Task objective — Go through the listing below and gather every line with the word "screenshot".

Recorded data —
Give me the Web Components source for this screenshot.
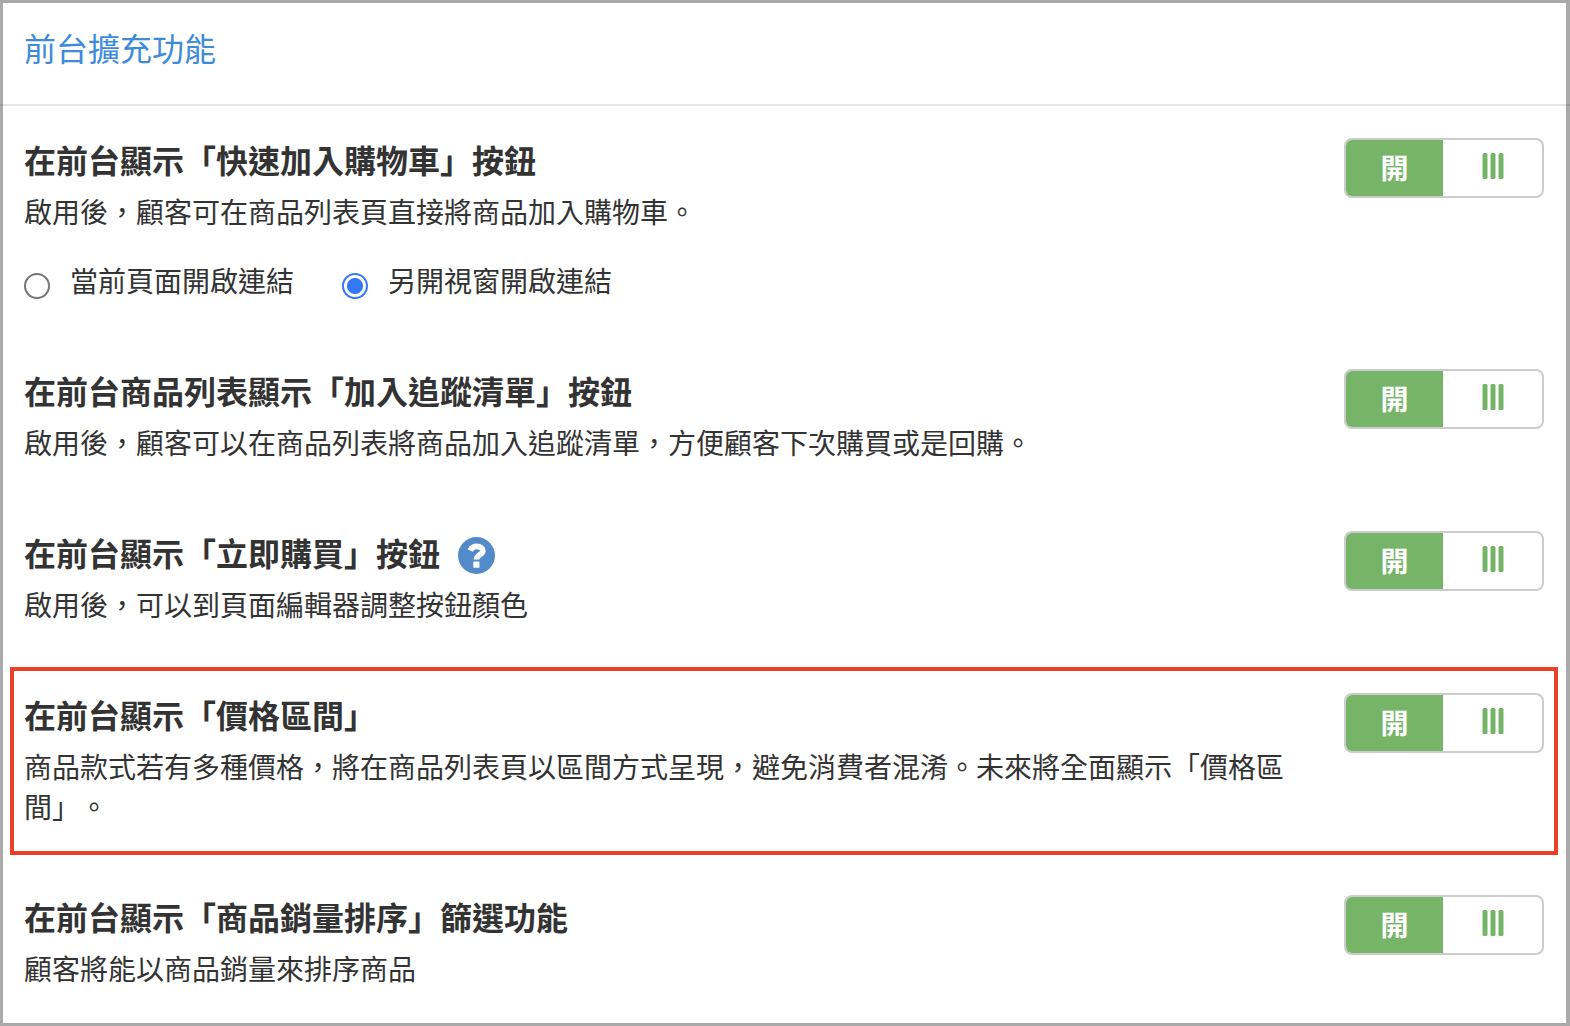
<!DOCTYPE html>
<html lang="zh-Hant">
<head>
<meta charset="utf-8">
<meta name="viewport" content="width=device-width, initial-scale=1">
<title>前台擴充功能</title>
<style>
  body {
    margin: 0;
    background: #fff;
    color: #333;
    font-family: "Noto Sans CJK TC", sans-serif;
    font-size: 28px;
    line-height: 40px;
    text-spacing-trim: space-all;
  }
</style>
</head>
<body>
<settings-panel>
  <span slot="title">前台擴充功能</span>

  <setting-row label="在前台顯示「快速加入購物車」按鈕">
    啟用後，顧客可在商品列表頁直接將商品加入購物車。
    <link-target-choice slot="options"></link-target-choice>
  </setting-row>

  <setting-row label="在前台商品列表顯示「加入追蹤清單」按鈕">啟用後，顧客可以在商品列表將商品加入追蹤清單，方便顧客下次購買或是回購。</setting-row>

  <setting-row label="在前台顯示「立即購買」按鈕">
    <help-button slot="help"></help-button>
    啟用後，可以到頁面編輯器調整按鈕顏色
  </setting-row>

  <setting-row highlighted label="在前台顯示「價格區間」">商品款式若有多種價格，將在商品列表頁以區間方式呈現，避免消費者混淆。未來將全面顯示「價格區間」。</setting-row>

  <setting-row label="在前台顯示「商品銷量排序」篩選功能">顧客將能以商品銷量來排序商品</setting-row>
</settings-panel>

<script>
  class BaseElement extends HTMLElement {
    constructor() {
      super();
      this.attachShadow({ mode: 'open' }).innerHTML = this.constructor.markup;
    }
  }

  class SettingsPanel extends BaseElement {
    static markup = `
      <style>
        :host {
          display: block;
          box-sizing: border-box;
          min-height: 100vh;
          border: 3px solid #aaa;
          border-right-width: 4px;
        }
        header {
          margin: 0 -4px 0 -3px;
          padding: 20px 24px 33px;
          border-bottom: 2px solid rgba(0, 0, 0, .1);
        }
        h1 {
          margin: 0;
          font-size: 32px;
          line-height: 48px;
          font-weight: 400;
          color: #3d8bd9;
        }
        main {
          display: flex;
          flex-direction: column;
          gap: 14px;
          padding: 6px 8px 0 7px;
        }
      </style>
      <header><h1><slot name="title"></slot></h1></header>
      <main><slot></slot></main>`;
  }

  class SettingRow extends BaseElement {
    static markup = `
      <style>
        :host {
          display: flex;
          align-items: flex-start;
          gap: 40px;
          padding: 22px 10px 25px;
          border: 4px solid transparent;
        }
        :host([highlighted]) { border-color: #ea4028; }
        .text { flex: 1; min-width: 0; }
        .heading { display: flex; align-items: center; gap: 18px; margin-bottom: 10px; }
        h2 { margin: 0; font-size: 32px; line-height: 43px; font-weight: 700; }
        p { margin: 0; }
      </style>
      <div class="text">
        <div class="heading"><h2></h2><slot name="help"></slot></div>
        <p><slot></slot></p>
        <slot name="options"></slot>
      </div>
      <toggle-switch></toggle-switch>`;

    connectedCallback() {
      const label = this.getAttribute('label');
      this.shadowRoot.querySelector('h2').textContent = label;
      this.shadowRoot.querySelector('toggle-switch').setAttribute('label', label);
    }
  }

  class ToggleSwitch extends BaseElement {
    static markup = `
      <style>
        :host { display: block; flex: none; }
        button {
          display: flex;
          box-sizing: border-box;
          width: 200px;
          height: 60px;
          padding: 0;
          border: 2px solid #ccc;
          border-radius: 8px;
          overflow: hidden;
          background: #fff;
          color: #fff;
          font: inherit;
          font-weight: 700;
          cursor: pointer;
        }
        span {
          display: flex;
          box-sizing: border-box;
          align-items: center;
          justify-content: center;
          height: 56px;
        }
        .on { width: 97px; padding-bottom: 2px; background: #76b567; }
        .handle { flex: 1; padding-bottom: 4px; }
        button[aria-checked="false"] .on { background: #999; }
      </style>
      <button type="button" role="switch" aria-checked="true">
        <span class="on">開</span>
        <span class="handle">
          <svg width="22" height="26" viewBox="0 0 22 26" fill="#76b567" aria-hidden="true">
            <rect x="0.5" width="5" height="26" rx="1.5"/>
            <rect x="8.5" width="5" height="26" rx="1.5"/>
            <rect x="16.5" width="5" height="26" rx="1.5"/>
          </svg>
        </span>
      </button>`;

    connectedCallback() {
      const button = this.shadowRoot.querySelector('button');
      button.setAttribute('aria-label', this.getAttribute('label') || '');
      button.onclick = () =>
        button.setAttribute('aria-checked', button.getAttribute('aria-checked') !== 'true');
    }
  }

  class HelpButton extends BaseElement {
    static markup = `
      <style>
        :host { display: block; margin-top: 5px; }
        button {
          display: block;
          padding: 0;
          border: 0;
          background: none;
          cursor: pointer;
        }
        svg { display: block; }
      </style>
      <button type="button" aria-label="說明">
        <svg width="37" height="37" viewBox="0 0 37 37" aria-hidden="true">
          <circle cx="18.5" cy="18.5" r="18.5" fill="#538bca"/>
          <path d="M12.2 13.4C13.5 10.8 15.6 9.4 18.8 9.4C22.4 9.4 24.8 11.3 24.8 13.9C24.8 17.8 18.4 17.4 18.4 22.6" fill="none" stroke="#fff" stroke-width="5.6"/>
          <rect x="15.3" y="24.4" width="6.2" height="6.3" rx=".6" fill="#fff"/>
        </svg>
      </button>`;
  }

  class LinkTargetChoice extends BaseElement {
    static markup = `
      <style>
        :host { display: block; margin-top: 29px; }
        fieldset {
          display: flex;
          flex-wrap: wrap;
          gap: 0 48px;
          margin: 0;
          padding: 0;
          border: 0;
        }
        label { display: flex; align-items: center; gap: 20px; }
        input {
          appearance: none;
          box-sizing: border-box;
          width: 26px;
          height: 26px;
          margin: 12px 0 0;
          border: 2px solid #767676;
          border-radius: 50%;
          background: #fff;
        }
        input:checked {
          border-color: #3478f6;
          background: radial-gradient(circle, #3478f6 7.5px, #fff 8.5px);
        }
      </style>
      <fieldset aria-label="連結開啟方式">
        <label for="same"><input type="radio" id="same" name="target">當前頁面開啟連結</label>
        <label for="new"><input type="radio" id="new" name="target" checked>另開視窗開啟連結</label>
      </fieldset>`;
  }

  customElements.define('toggle-switch', ToggleSwitch);
  customElements.define('help-button', HelpButton);
  customElements.define('link-target-choice', LinkTargetChoice);
  customElements.define('setting-row', SettingRow);
  customElements.define('settings-panel', SettingsPanel);
</script>
</body>
</html>
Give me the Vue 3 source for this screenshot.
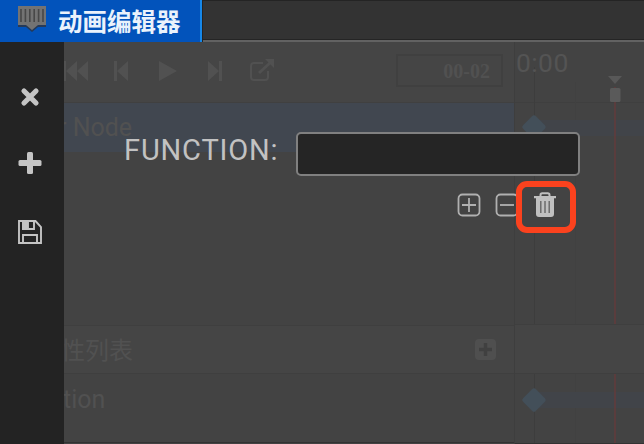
<script setup>
import { ref } from 'vue'

const functionName = ref('')
const keyframeY = { node: 85, position: 358 }
</script>

<template>
  <div class="window">
    <header class="tabs">
      <div class="tab">
        <svg class="tab-icon" width="28" height="26" viewBox="0 0 28 26">
          <path d="M0 3h28v18h-8l-6 5-6-5H0z" fill="#263a58" />
          <path d="M0 0h28v19h-8l-6 5-6-5H0z" fill="#737373" />
          <path d="M3 3v13M7.400 3v13M11.800 3v13M16.200 3v13M20.600 3v13M25 3v13" stroke="#484848" stroke-width="1.6" />
        </svg>
        <span>动画编辑器</span>
      </div>
      <div class="tab-rest"></div>
    </header>

    <main class="body">
      <nav class="side">
        <svg width="20" height="20" viewBox="0 0 20 20">
          <path d="M4 4l12 12M16 4l-12 12" stroke="#c4c4c4" stroke-width="5.2" stroke-linecap="round" />
        </svg>
        <svg width="24" height="24" viewBox="0 0 24 24" fill="#c4c4c4">
          <rect x="9" y="1" width="6" height="22" rx="1.500" />
          <rect x="0.500" y="9" width="23" height="6" rx="1.500" />
        </svg>
        <svg width="24" height="24" viewBox="0 0 24 24" fill="none" stroke="#c4c4c4" stroke-width="1.9">
          <path d="M1 1h16.500L23 7v16H1z" />
          <path d="M5 23v-8h14v8" />
          <path d="M5 1v8h11V1" />
          <path d="M5 1h5v8H5z" fill="#c4c4c4" />
        </svg>
      </nav>

      <section class="stage">
        <div class="tracks">
          <div class="toolbar">
            <svg class="transport" width="212" height="24" viewBox="0 0 212 24" fill="#515151">
              <path d="M0 2h2v20H0zM13 2v20L2 12zM24 2v20L13 12z" />
              <path d="M50 2h3v20h-3zM64 2v20L53 12z" />
              <path d="M95 2v20l18-10z" />
              <path d="M144 2v20l11-10zM155 2h3v20h-3z" />
              <path d="M199 4h-9q-3 0-3 3v11q0 3 3 3h11q3 0 3-3v-6" fill="none" stroke="#515151" stroke-width="2" />
              <path d="M195 14L207 3" fill="none" stroke="#515151" stroke-width="3" />
              <path d="M201 0h9v9z" />
            </svg>
            <div class="frame">00-02</div>
          </div>
          <div class="node-row"><span>r Node</span></div>
          <div class="space"></div>
          <div class="prop-head">
            <span>性列表</span>
            <svg width="21" height="21" viewBox="0 0 21 21">
              <rect width="21" height="21" rx="4" fill="#4f4f4f" />
              <path d="M10.500 4v13M4 10.500h13" stroke="#404040" stroke-width="3.500" />
            </svg>
          </div>
          <div class="prop-row"><span>tion</span></div>
        </div>

        <div class="timeline">
          <svg width="129" height="401" viewBox="0 0 129 401">
            <path d="M0 60.500h129" stroke="#3f3f3f" />
            <path d="M19.500 25v376" stroke="#3d3d3d" />
            <path d="M60.500 40v361" stroke="#414141" />
            <rect x="20" y="78" width="109" height="16" fill="#414449" />
            <rect x="20" y="350" width="109" height="16" fill="#414449" />
            <path d="M100 45v356" stroke="#613c3d" stroke-width="1.600" />
            <rect x="0" y="283" width="129" height="49" fill="#454545" />
            <path d="M0 282.500h129M0 331.500h129" stroke="#3f3f3f" />
            <rect
              v-for="y in keyframeY" :key="y"
              x="-9" y="-9" width="18" height="18" rx="2.5" fill="#434f59"
              :transform="`translate(19 ${y}) rotate(45)`"
            />
            <path d="M93 34h14l-7 8z" fill="#585858" />
            <rect x="95" y="46" width="10.500" height="14" rx="1.500" fill="#5a5a5a" />
          </svg>
          <span class="time">0:00</span>
        </div>

        <form class="dialog" @submit.prevent>
          <div class="field">
            <label for="fn">FUNCTION:</label>
            <input id="fn" v-model="functionName" type="text" autocomplete="off" />
          </div>
          <div class="actions">
            <svg width="24" height="24" viewBox="0 0 24 24" fill="none" stroke="#b0b0b0" stroke-width="1.800">
              <rect x="1.500" y="1.500" width="21" height="21" rx="4" />
              <path d="M12 5v14M5 12h14" />
            </svg>
            <svg width="24" height="24" viewBox="0 0 24 24" fill="none" stroke="#b0b0b0" stroke-width="1.800">
              <rect x="1.500" y="1.500" width="21" height="21" rx="4" />
              <path d="M5 12h14" />
            </svg>
            <span class="trash">
              <svg width="22" height="25" viewBox="0 0 22 25">
                <path d="M6.500 4V3q0-1.800 1.800-1.800h5.400q1.800 0 1.800 1.800v1" fill="none" stroke="#c0c0c0" stroke-width="2" />
                <path d="M0 4h22v2.200h-2V22q0 3-3 3H5q-3 0-3-3V6.200H0z" fill="#c0c0c0" />
                <path d="M6.800 9v12M11 9v12M15.200 9v12" stroke="#666" stroke-width="1.400" />
              </svg>
            </span>
          </div>
        </form>
      </section>
    </main>
  </div>
</template>

<style>
body {
  margin: 0;
  background: #434343;
}
</style>

<style scoped>
.window {
  width: 644px;
  height: 444px;
  overflow: hidden;
  display: flex;
  flex-direction: column;
  font-family: Roboto, "Noto Sans CJK SC", sans-serif;
}
.tabs {
  display: flex;
  height: 42px;
}
.tab {
  box-sizing: border-box;
  width: 202px;
  display: flex;
  align-items: center;
  gap: 12px;
  padding-left: 18px;
  background: #0253bb;
  border-right: 2px solid #1687e8;
  color: #eaf2fc;
  font: 700 24.5px/42px "Noto Sans CJK SC", sans-serif;
  white-space: nowrap;
}
.tab-icon {
  margin-top: -5px;
}
.tab-rest {
  flex: 1;
  box-sizing: border-box;
  background: #333;
  border: solid #242424;
  border-width: 1px 0 0 1px;
  box-shadow: inset 0 -2px #626262, inset 0 -3px #252525;
}
.body {
  flex: 1;
  display: flex;
}
.side {
  width: 64px;
  box-sizing: border-box;
  background: #232323;
  display: flex;
  flex-direction: column;
  align-items: center;
  padding: 45px 4px 0 0;
  gap: 45px;
}
.side svg:nth-child(2) {
  margin-top: -1px;
}
.stage {
  position: relative;
  width: 580px;
  display: flex;
  overflow: hidden;
  background: #434343;
}
.tracks {
  width: 450px;
  display: flex;
  flex-direction: column;
  color: #515151;
  font-size: 25px;
}
.toolbar {
  height: 61px;
  box-sizing: border-box;
  display: flex;
  align-items: center;
  justify-content: space-between;
  padding: 0 11px 3px 0;
  background: #454545;
  border-bottom: 1px solid #404040;
}
.frame {
  box-sizing: border-box;
  width: 107px;
  height: 33px;
  padding-right: 11px;
  border: 2px solid #404040;
  font: 700 20px/30px "Liberation Serif", serif;
  text-align: right;
}
.node-row {
  height: 49px;
  background: #414750;
  line-height: 49px;
  display: flex;
}
.node-row span {
  margin-left: -6px;
}
.space {
  height: 173px;
}
.prop-head {
  height: 49px;
  box-sizing: border-box;
  display: flex;
  align-items: center;
  justify-content: space-between;
  padding-right: 18px;
  background: #454545;
  border: solid #3f3f3f;
  border-width: 1px 0;
  font: 24px/46px "Noto Sans CJK SC", sans-serif;
}
.prop-head span {
  margin: -2px 0 0 -3px;
}
.prop-row {
  height: 68px;
  display: flex;
  line-height: 51px;
  border-bottom: 1px solid #333;
}
.prop-row span {
  margin-left: -1px;
}
.timeline {
  position: relative;
  width: 129px;
  border-left: 1px solid #3e3e3e;
}
.timeline svg {
  display: block;
  border-bottom: 1px solid #333;
}
.time {
  position: absolute;
  left: 1px;
  top: 6px;
  font-size: 26.5px;
  line-height: 30px;
  letter-spacing: 0.4px;
  color: #545454;
}
.dialog {
  position: absolute;
  inset: 90px 64px auto 60px;
  display: flex;
  flex-direction: column;
}
.field {
  display: flex;
  align-items: center;
  justify-content: space-between;
  height: 44px;
}
label {
  color: #c2c2c2;
  font-size: 29px;
  line-height: 36px;
  letter-spacing: 0.85px;
  margin-top: -8px;
}
input {
  box-sizing: border-box;
  width: 284px;
  height: 44px;
  border: 2px solid #808080;
  border-radius: 5px;
  background: #252525;
  outline: none;
  padding: 0 10px;
  color: #c5c5c5;
  font: 24px Roboto, sans-serif;
}
.actions {
  display: flex;
  align-items: center;
  justify-content: flex-end;
  gap: 14px;
  height: 52px;
  margin-top: 5px;
  padding-right: 4px;
}
.actions > svg {
  margin-top: -4px;
}
.actions > svg:nth-child(2) {
  margin-right: -1px;
}
.trash {
  box-sizing: border-box;
  width: 60px;
  height: 52px;
  margin-left: -16px;
  border: 6px solid #fb421e;
  border-radius: 11px;
  display: flex;
  justify-content: center;
  padding: 5px 2px 0 0;
  background: #434343;
}
</style>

Written reply —
Give me the Web Components source for this screenshot.
Give me the Vue 3 source for this screenshot.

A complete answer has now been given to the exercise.